I have already blogged about “advertainment,” the practise of making something interesting and entertaining, then inserting a product plug into it somewhere.  This appears to be “advercryptology.”  You have to look long and hard to figure out what the heck is being advertised.  If I was more into video games, I would probably have cottoned on to this sooner, but it took me 10 minutes to figure out what was being promoted here.  It turns out that F.E.A.R. is a first-person shooter game, and version 2 is set to drop in February.  The (obviously) fictional company “Armacham Technology Corporation” is a major element of the game – they supply armaments and created the super-human characters featured in the story.

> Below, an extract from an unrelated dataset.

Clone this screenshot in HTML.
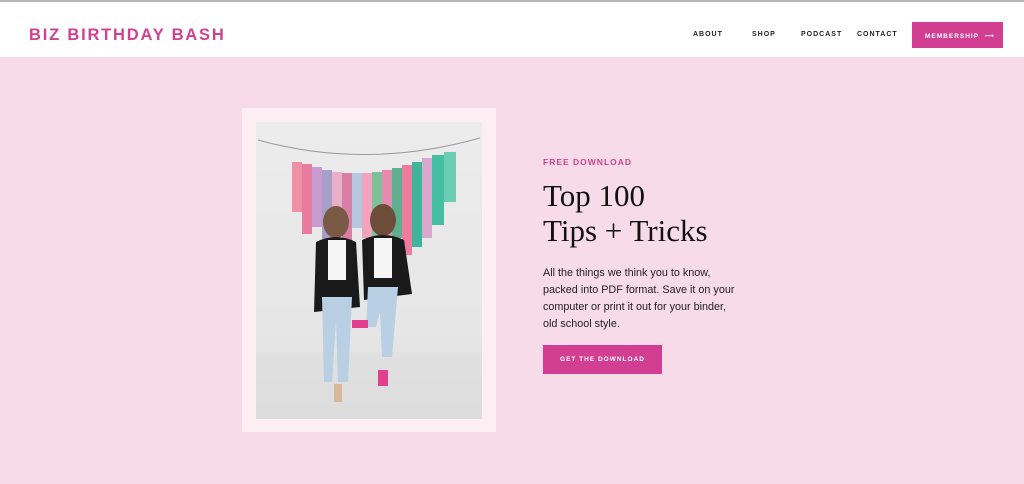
<!DOCTYPE html>
<html><head><style>
*{margin:0;padding:0;box-sizing:border-box}
body{width:1024px;height:484px;overflow:hidden;background:#f7dbe9;font-family:"Liberation Sans",sans-serif;position:relative}
.top{position:absolute;left:0;top:0;width:1024px;height:2px;background:#b8b8b8}
.hdr{position:absolute;left:0;top:2px;width:1024px;height:55px;background:#fff}
.logo{position:absolute;left:29px;top:24px;color:#d1418f;font-size:16.5px;letter-spacing:1.8px;font-weight:bold}
.nav{position:absolute;top:29px;font-size:7px;letter-spacing:1px;color:#222;font-weight:bold}
.btn{position:absolute;left:912px;top:20px;width:91px;height:26px;background:#d23f92;color:#fff;font-size:6.5px;letter-spacing:1px;font-weight:bold;padding:10px 0 0 13px}
.frame{position:absolute;left:242px;top:108px;width:254px;height:324px;background:#fdeef3}
.photo{position:absolute;left:256px;top:122px;width:226px;height:297px;background:linear-gradient(#ececec,#e6e6e6 70%,#dedede)}
.fd{position:absolute;left:543px;top:157px;font-size:8.5px;letter-spacing:1px;color:#d1418f;font-weight:bold}
h1{position:absolute;left:543px;top:178px;font-family:"Liberation Serif",serif;font-weight:normal;font-size:31px;line-height:35px;color:#111}
p{position:absolute;left:543px;top:265px;width:192px;font-size:10.8px;line-height:17px;color:#222}
.cta{position:absolute;left:543px;top:345px;width:119px;height:29px;background:#d23f92;color:#fff;font-size:6.5px;letter-spacing:1px;font-weight:bold;text-align:center;line-height:29px}
</style></head><body>
<div class="top"></div>
<div class="hdr">
<div class="logo">BIZ BIRTHDAY BASH</div>
<div class="nav" style="left:693px">ABOUT</div>
<div class="nav" style="left:752px">SHOP</div>
<div class="nav" style="left:801px">PODCAST</div>
<div class="nav" style="left:857px">CONTACT</div>
<div class="btn">MEMBERSHIP &nbsp;⟶</div>
</div>
<div class="frame"></div>
<div class="photo">
<svg width="226" height="297" viewBox="0 0 226 297">
<path d="M2 18 Q110 48 224 16" stroke="#999" fill="none" stroke-width="1"/>
<g>
<rect x="36" y="40" width="10" height="50" fill="#f08fa8"/>
<rect x="46" y="42" width="10" height="70" fill="#e97aa0"/>
<rect x="56" y="45" width="10" height="60" fill="#c79bd0"/>
<rect x="66" y="48" width="10" height="75" fill="#a6a0c8"/>
<rect x="76" y="50" width="10" height="60" fill="#e7b0c8"/>
<rect x="86" y="51" width="10" height="70" fill="#d97fa6"/>
<rect x="96" y="51" width="10" height="55" fill="#b7c7e0"/>
<rect x="106" y="51" width="10" height="65" fill="#f2a3bd"/>
<rect x="116" y="50" width="10" height="72" fill="#7fbf9a"/>
<rect x="126" y="48" width="10" height="80" fill="#e58bb0"/>
<rect x="136" y="46" width="10" height="70" fill="#5fae8e"/>
<rect x="146" y="43" width="10" height="90" fill="#ed7c9e"/>
<rect x="156" y="40" width="10" height="85" fill="#3fb69c"/>
<rect x="166" y="36" width="10" height="80" fill="#d9a8cc"/>
<rect x="176" y="33" width="12" height="70" fill="#45bfa3"/>
<rect x="188" y="30" width="12" height="50" fill="#6ccdb5"/>
</g>
<rect x="0" y="230" width="226" height="67" fill="#dcdcdc" opacity=".5"/>
<ellipse cx="80" cy="100" rx="13" ry="16" fill="#7a5a44"/>
<path d="M60 120 Q80 110 100 120 L104 185 L58 190 Z" fill="#1a1a1a"/>
<rect x="72" y="118" width="18" height="40" fill="#f5f5f5"/>
<path d="M66 175 L96 175 L92 260 L82 260 L80 200 L76 260 L68 260 Z" fill="#b9cfe3"/>
<ellipse cx="127" cy="98" rx="13" ry="16" fill="#6b4d3a"/>
<path d="M106 118 Q127 108 148 118 L156 172 L108 178 Z" fill="#1a1a1a"/>
<rect x="118" y="116" width="18" height="40" fill="#f5f5f5"/>
<path d="M112 165 L142 165 L136 235 L126 235 L124 190 L120 205 L110 205 Z" fill="#b9cfe3"/>
<rect x="96" y="198" width="16" height="8" fill="#e23f8f"/>
<rect x="122" y="248" width="10" height="16" fill="#e23f8f"/>
<rect x="78" y="262" width="8" height="18" fill="#d8b89a"/>
</svg>
</div>
<div class="fd">FREE DOWNLOAD</div>
<h1>Top 100<br>Tips + Tricks</h1>
<p>All the things we think you to know, packed into PDF format. Save it on your computer or print it out for your binder, old school style.</p>
<div class="cta">GET THE DOWNLOAD</div>
</body></html>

I think this is brilliant.  It’s reminiscent of Easter Eggs, which I’ve discussed before, and creates a feeling of inclusion in a special tribe  (as Seth would call it) of F.E.A.R. enthusiasts.  Only they know what “Armacham” is, so only they are likely to click on the link and only they will appreciate the content and only they will be excited about the fact the the new version is coming on February 10.  It’s almost one-to-one marketing, but in a broadcast medium.

The problem is, of course, that Monolith Productions, the maker of F.E.A.R., is paying for a lot of views and some clicks that will be useless to them.  YesButNoButYes is a fairly general site – I wouldn’t think they’d get a particulary high proportion of gamers visiting there.  And by making their ad generically tempting (to conspiracy theorists, tabloid reader types, believers in ESP, etc.), they will probably get a lot of clicks from people (like me) who will never buy their product.

But maybe that’s the cachet – do you think their fans  know  that Monolith is wasting money just to communicate straight to them?